How to Support Change Management

January 1, 2011

Successful change management begins with the understanding that first we must manage change effectively.

The Change model below lists the five things that any organization must have in place order to effectively manage complex change. Complex, because there are no two identical situations and there are a myriad of inputs depending on your company’s business sector and input variables.


(Above: Without the proper Vision there’s confusion, without Skills there’s anxiety, etc.)


Management must provide a specific vision or purpose of what they want the organization to look like down the line. This vision must be specific, and employee buy-in is critical and cannot be single-dimensional based on one person’s opinion.

What does it mean for an organization to have a purpose? Is it simply to make money or is it to provide a way of life that builds value for society and internal stakeholders? What impact do you want to make in the world? In addition, if your organization has committed to the vision of Lean and Six Sigma as a way of life, this means committing to continuous improvement and eliminating waste, if you’re missing vision, then most likely, confusion will ensue.
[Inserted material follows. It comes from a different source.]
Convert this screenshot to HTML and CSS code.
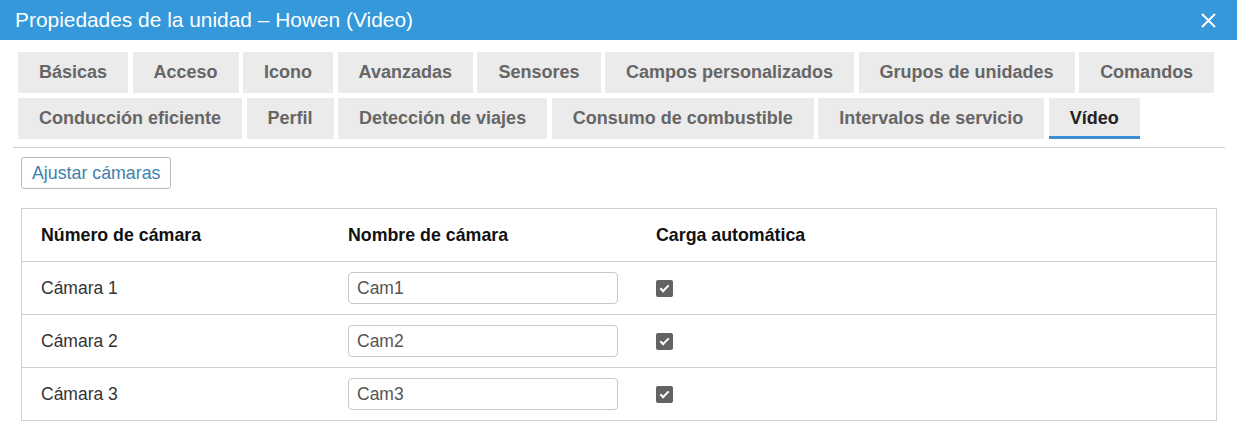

Many companies talk about how the employee is their most valued asset, so it would seem that employee development and training would take on a more important role for managers and leaders. Many managers delegate this responsibility to others and then hope for the best or blame their employees when they fall short of the mark. I grew up in organizations that stressed that “there is no such thing a stupid employee, but there is such a thing as a stupid manager that fails to effectively develop his/her direct reports.”

It is important to take on personal responsibility and work “side-by-side” regularly with the employee to ensure the success of your workforce. Make a plan to upgrade your skills, train-the-trainer and develop a succession training plan where people are expected to share information and skills while growing others.

Break down each job into tasks and activities rather than the old-fashioned job descriptions. Then set about identifying employee competency and categorize each employee at the apprentice, competent or proficient level to improve their skills to the next level. Stress for at least 70 percent minimum competency at each level and grow from there.

Ask yourself. Does the employee know:

  • Safety and evacuation procedures
  • Quality and what a quality job looks like
  • Cost control, including “Open Book” management
  • Aptitude for the job – agility, dexterity, talent, formal training, people skills, etc.

Provide an ongoing training plan and different levels of achievement. In six sigma there are different belt colors assigned depending on skills attainment. White, Yellow, Orange, Green, Black, Master Black belt, etc. Publicize the skill attainment either on a board, with lapel pins in office environments or on the uniform or hat in a production or service environment. This makes it handy for the supervisor to look out and access their talent. This also creates a growth track, smoother succession, continuity and sharing of knowledge, excitement and a sense of pride among the workforce.

Provide daily skills development training and reviews. Audit skills and processes daily. Without the proper skills development then employees will become anxious and uninvolved.

“We must make it easier for our employees to succeed than to fail.”


We can lead all we want, but without the proper rewards, recognition and incentives it is going to make the transition or transformation much more difficult. Sometimes, just the fact that the situation is getting better is enough to motivate the workforce, but proper motivation is key to sustaining the effort. Proper incentives send a clear message of the kind of behavioral change that we want. If you want quality, then put in a Quality Incentive, if you want increased productivity, then put in a Cost-Reduction/Efficiency incentive, etc. Without proper incentives change will not come about, or will be more gradual than you expect.


All this will take time, and money – two very valuable resources as we try to rebuild the train that is screaming down the tracks at 100 m.p.h. Time may include time away from performing their daily duties, so in the short-term your “numbers” may suffer, but in the long run, everyone will be better off. Money may include new equipment, tuition for additional training, new office machines, computers or tooling on the production floor.

In one recent case a company spent $2,000 on quick disconnects for hoses on a press, but this eliminated 30-45 minutes of downtime during set-ups. The current revenue created by that machine is $3,500 per hour, this investment paid for itself after the first set-up! Don’t just look at what the cost is or what the labor cost is. Take a look at the hourly revenue or additional revenue that can be created. Even in office environments. You must provide the proper resources for people to do their jobs. Otherwise the workforce will be frustrated.

Action Plan

Finally, without a proper Action Plan in place we will never get off the ground. A good solid action plan showing start and end dates, deadlines, timelines, milestones, critical success factors (behaviors that we want) and Key Performance Indicators to let us know if we are “on track.”

Managing complex change is very difficult and time consuming, but well-worth the wait to those savvy enough to build the correct infrastructure to support long-term positive change. Without a proper Action plan many companies flounder with false starts.